Uma atitude errada, sem dúvida, tiveram. Do início do século XX até meados dos anos setenta, o Brasil foi o campeão mundial de crescimento econômico, com uma taxa média acima de 7% ao ano. De lá para cá, caiu para a 86a posição, com uma taxa média de não mais que 3%. O crescimento rápido saiu tão completamente do imaginário do brasileiro, que o presidente Lula foi alvo de ironias quando anunciou para breve o "espetáculo do crescimento". Lembrando os protestos estudantis e a militância dos anos sessenta, vem-me a impressão de que aquela era uma geração que se queixava de barriga cheia. Quando alguém reclamava da politização excessiva, respondiam-lhe que "não é possível pintar quadros em um navio que está afundando". Mas quem disse que o navio estava afundando? Estava, sim, navegando em águas bem menos turvas do que na época atual. Vê-se agora que a política econômica dos generais tinha bem mais coisas em comum com o "nacionalismo" de Vargas e JK do que se supõe. No essencial, eles concordavam: que a iniciativa privada era desprezível, que somente a mão pesada do estado poderia dirigir a economia, que a inflação era um meio inteligente de distribuir sobre a massa dos assalariados o custo da industrialização do país, que era mais cômodo valer-se de empréstimos externos do que da poupança interna.

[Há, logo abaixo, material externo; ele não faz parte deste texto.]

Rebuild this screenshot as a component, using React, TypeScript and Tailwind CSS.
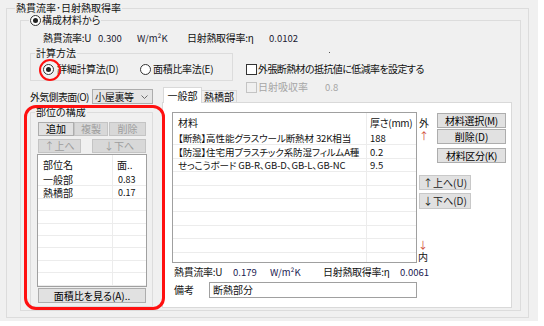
import React from "react";

function Radio({ checked }: { checked?: boolean }) {
  return (
    <span className="w-[11px] h-[11px] rounded-full border border-[#333333] bg-white flex items-center justify-center shrink-0">
      {checked && <span className="w-[5px] h-[5px] rounded-full bg-[#222222]" />}
    </span>
  );
}

function Checkbox({ disabled }: { disabled?: boolean }) {
  return (
    <span
      className={
        disabled
          ? "w-[11px] h-[11px] border border-[#c4c4c4] bg-[#f0f0f0] shrink-0"
          : "w-[11px] h-[11px] border border-[#333333] bg-white shrink-0"
      }
    />
  );
}

function Btn({
  children,
  className,
  disabled,
  light,
}: {
  children: React.ReactNode;
  className: string;
  disabled?: boolean;
  light?: boolean;
}) {
  const base = "flex items-center justify-center whitespace-nowrap border shrink-0 ";
  const look = disabled
    ? "bg-[#d8d8d8] border-[#c4c4c4] text-[#9d9d9d] "
    : light
    ? "bg-[#e1e1e1] border-[#c8c8c8] text-[#222222] "
    : "bg-[#e1e1e1] border-[#adadad] text-black ";
  return <div className={base + look + className}>{children}</div>;
}

const leftRows = [
  ["一般部", "0.83"],
  ["熱橋部", "0.17"],
  ["", ""],
  ["", ""],
  ["", ""],
  ["", ""],
  ["", ""],
  ["", ""],
  ["", ""],
];

const matRows = [
  ["【断熱】高性能グラスウール断熱材 32K相当", "188"],
  ["【防湿】住宅用プラスチック系防湿フィルムA種", "0.2"],
  ["せっこうボード GB-R、GB-D、GB-L、GB-NC", "9.5"],
  ["", ""],
  ["", ""],
  ["", ""],
  ["", ""],
  ["", ""],
  ["", ""],
  ["", ""],
];

export default function App() {
  return (
    <div className="w-[544px] h-[326px] bg-white overflow-hidden font-['Noto_Sans_CJK_JP','Noto_Sans',sans-serif] text-[10px] leading-[12px] text-[#111111] [font-feature-settings:'palt']">
      <div className="w-[538px] h-[321px] bg-[#f0f0f0] pt-[2px] pl-[6px]">
        <fieldset className="w-[523px] h-[316px] border border-[#dcdcdc]">
          <legend className="ml-[8px] px-[1px] leading-[12px]">熱貫流率･日射熱取得率</legend>

          <fieldset className="ml-[13px] w-[501px] h-[297px] border border-[#dcdcdc]">
            <legend className="ml-[8px] px-[1px] leading-[12px]">
              <span className="flex items-center h-[12px]">
                <Radio checked />
                <span className="ml-[1px]">構成材料から</span>
              </span>
            </legend>

            <div className="flex flex-col">
              {/* stats */}
              <div className="mt-[6px] ml-[22px] grid grid-cols-[55px_39px_50px_82px_auto] h-[12px] items-center whitespace-nowrap">
                <span className="tracking-[-0.3px]">熱貫流率:U</span>
                <span className="text-[#202030] text-[9.5px]">0.300</span>
                <span className="text-[#202030] text-[9.5px]">W/m²K</span>
                <span className="tracking-[-0.3px]">日射熱取得率:η</span>
                <span className="text-[#202030] text-[9.5px]">0.0102</span>
              </div>

              {/* calc method + checkboxes */}
              <div className="mt-[3px] flex items-start">
                <fieldset className="ml-[9px] w-[203px] h-[34px] border border-[#dcdcdc]">
                  <legend className="ml-[4px] px-[1px] leading-[12px]">計算方法</legend>
                  <div className="relative mt-[4px] pl-[12px] flex items-center h-[12px] whitespace-nowrap">
                    <span className="w-[97px] flex items-center">
                      <Radio checked />
                      <span className="ml-[3px] tracking-[-0.3px]">詳細計算法(D)</span>
                    </span>
                    <Radio />
                    <span className="ml-[2px] tracking-[-0.3px]">面積比率法(E)</span>
                    <span className="absolute left-[8px] top-[-4px] w-[22px] h-[22px] rounded-full border-[2.5px] border-[#ff1010]" />
                  </div>
                </fieldset>
                <div className="ml-[13px] flex flex-col -mb-[6px] whitespace-nowrap">
                  <span className="ml-[83px] mt-[5px] w-[1px] h-[1px] bg-[#555555]" />
                  <div className="mt-[10px] flex items-center h-[12px]">
                    <Checkbox />
                    <span className="ml-[1px] tracking-[-0.6px]">外張断熱材の抵抗値に低減率を設定する</span>
                  </div>
                  <div className="mt-[6px] flex items-center h-[12px] text-[#a6a6a6]">
                    <Checkbox disabled />
                    <span className="ml-[1px] w-[67px]">日射吸収率</span>
                    <span className="text-[9.5px]">0.8</span>
                  </div>
                </div>
              </div>

              {/* bottom area */}
              <div className="flex">
                {/* left column */}
                <div className="relative w-[141px] pl-[9px] flex flex-col shrink-0">
                  <div className="mt-[2px] flex items-center h-[15px] whitespace-nowrap">
                    <span className="w-[62px] tracking-[-0.7px]">外気側表面(O)</span>
                    <div className="w-[61px] h-[15px] border border-[#adadad] bg-[#e5e5e5] flex items-center justify-between pl-[2px] pr-[4px]">
                      <span className="tracking-[-0.3px]">小屋裏等</span>
                      <svg width="7" height="4" viewBox="0 0 7 4">
                        <polyline points="0.5,0.5 3.5,3.5 6.5,0.5" fill="none" stroke="#6a6a6a" strokeWidth="1" />
                      </svg>
                    </div>
                  </div>

                  <fieldset className="mt-[2px] w-[123px] h-[201px] border border-[#dcdcdc]">
                    <legend className="ml-[4px] px-[1px] leading-[12px]">部位の構成</legend>
                    <div className="flex flex-col">
                      <div className="mt-[4px] ml-[7px] flex h-[14px]">
                        <Btn className="w-[36px] h-[14px]">追加</Btn>
                        <Btn className="w-[34px] h-[14px]" disabled>複製</Btn>
                        <Btn className="ml-[1px] w-[37px] h-[14px]" disabled>削除</Btn>
                      </div>
                      <div className="mt-[3px] ml-[7px] flex h-[14px]">
                        <Btn className="w-[43px] h-[14px]" disabled>↑上へ</Btn>
                        <Btn className="ml-[11px] w-[54px] h-[14px]" disabled>↓下へ</Btn>
                      </div>
                      <div className="mt-[1px] ml-[6px] w-[110px] h-[133px] border border-[#a0a0a0] bg-white overflow-hidden flex flex-col">
                        <div className="flex h-[19px] shrink-0">
                          <div className="w-[75px] border-r border-[#ececec] pl-[5px] flex items-center">部位名</div>
                          <div className="pl-[4px] flex items-center">面..</div>
                        </div>
                        {leftRows.map((r, i) => (
                          <div key={i} className="flex h-[12.4px] shrink-0 border-b border-[#ececec] leading-[11px]">
                            <div className="w-[75px] border-r border-[#ececec] pl-[5px] flex items-center">{r[0]}</div>
                            <div className="pl-[5px] flex items-center text-[9px]">{r[1]}</div>
                          </div>
                        ))}
                      </div>
                      <Btn className="mt-[1px] ml-[7px] w-[108px] h-[15px]">面積比を見る(A)..</Btn>
                    </div>
                  </fieldset>

                  <span className="absolute left-[3px] top-[18px] w-[141px] h-[205px] rounded-[12px] border-[3px] border-[#ff1010] z-10" />
                </div>

                {/* right column: tabs */}
                <div className="flex flex-col w-[350px]">
                  <div className="flex items-end h-[15px] pl-[1px]">
                    <div className="relative z-10 -mb-[1px] w-[39px] h-[16px] bg-white border-l border-t border-r border-[#d9d9d9] flex items-center justify-center">
                      一般部
                    </div>
                    <div className="w-[35px] h-[12px] bg-[#f0f0f0] border-t border-r border-[#d9d9d9] flex items-center justify-center">
                      熱橋部
                    </div>
                  </div>
                  <div className="w-[350px] h-[206px] border border-[#d9d9d9] bg-white flex flex-col">
                    <div className="flex">
                      <div className="ml-[9px] mt-[9px] w-[245px] h-[151px] border border-[#a0a0a0] overflow-hidden flex flex-col whitespace-nowrap">
                        <div className="flex h-[19px] shrink-0">
                          <div className="w-[194px] border-r border-[#ececec] pl-[5px] flex items-center">材料</div>
                          <div className="pl-[3px] flex items-center tracking-[-0.3px]">厚さ(mm)</div>
                        </div>
                        {matRows.map((r, i) => (
                          <div key={i} className="flex h-[13.4px] shrink-0 border-b border-[#ececec]">
                            <div className="w-[194px] border-r border-[#ececec] pl-[5px] flex items-center overflow-hidden text-[9.5px] tracking-[-0.1px]">{r[0]}</div>
                            <div className="pl-[3px] flex items-center text-[9.5px]">{r[1]}</div>
                          </div>
                        ))}
                      </div>
                      <div className="w-[94px] flex flex-col">
                        <div className="mt-[10px] flex">
                          <div className="w-[20px] flex flex-col pl-[2px]">
                            <span className="mt-[4px]">外</span>
                            <span className="mt-[1px] text-[#d04a3a]">↑</span>
                          </div>
                          <div className="flex flex-col">
                            <Btn className="w-[69px] h-[15px] tracking-[-0.3px]">材料選択(M)</Btn>
                            <Btn className="mt-[1px] w-[69px] h-[15px]">削除(D)</Btn>
                            <Btn className="mt-[4px] w-[69px] h-[15px] tracking-[-0.3px]">材料区分(K)</Btn>
                          </div>
                        </div>
                        <Btn className="mt-[12px] ml-[2px] w-[52px] h-[15px]" light>↑上へ(U)</Btn>
                        <Btn className="mt-[3px] ml-[2px] w-[52px] h-[16px]" light>↓下へ(D)</Btn>
                        <div className="flex-1" />
                        <span className="ml-[1px] h-[12px] text-[#d04a3a]">↓</span>
                        <span className="ml-[1px] h-[12px]">内</span>
                      </div>
                    </div>

                    <div className="mt-[3px] ml-[11px] grid grid-cols-[59px_37px_53px_77px_auto] h-[12px] items-center whitespace-nowrap">
                      <span className="tracking-[-0.3px]">熱貫流率:U</span>
                      <span className="text-[#202050] text-[9.5px]">0.179</span>
                      <span className="text-[#202050] text-[9.5px]">W/m²K</span>
                      <span className="tracking-[-0.3px]">日射熱取得率:η</span>
                      <span className="text-[#202050] text-[9.5px]">0.0061</span>
                    </div>
                    <div className="mt-[4px] pl-[11px] flex h-[16px] items-center">
                      <span className="w-[35px]">備考</span>
                      <div className="w-[208px] h-[16px] border border-[#a0a0a0] bg-white pl-[3px] flex items-center">断熱部分</div>
                    </div>
                  </div>
                </div>
              </div>
            </div>
          </fieldset>
        </fieldset>
      </div>
    </div>
  );
}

O resultado é que até hoje estamos procurando onde foram parar nossos projetinhos de ascensão pequeno-burguesa. Minha geração queria mudar o mundo, hoje não consegue trocar de carro. De uma coisa, porém, orgulho-me: dou valor à classe média a que pertenço, porque tive que lutar para permanecer nela. Os jovens de minha geração alegremente renegaram-na, identificando-a com a "burguesia e o imperialismo", e abraçaram a causa do "povo oprimido", esquecendo-se de que era precisamente a modesta segurança financeira de seus pais que proporcionou-lhes entrar para uma universidade. Finda a década da contestação, veio a década do desbunde, os anos setenta, quando ninguém queria nada com nada. A vida? Bem, a vida de nossos pais foi desse jeito, então a nossa vai ser assim também. Não foi. Mas não se pode negar: se você renega a classe média à qual pertence, é de todo coerente que seja dela expelido.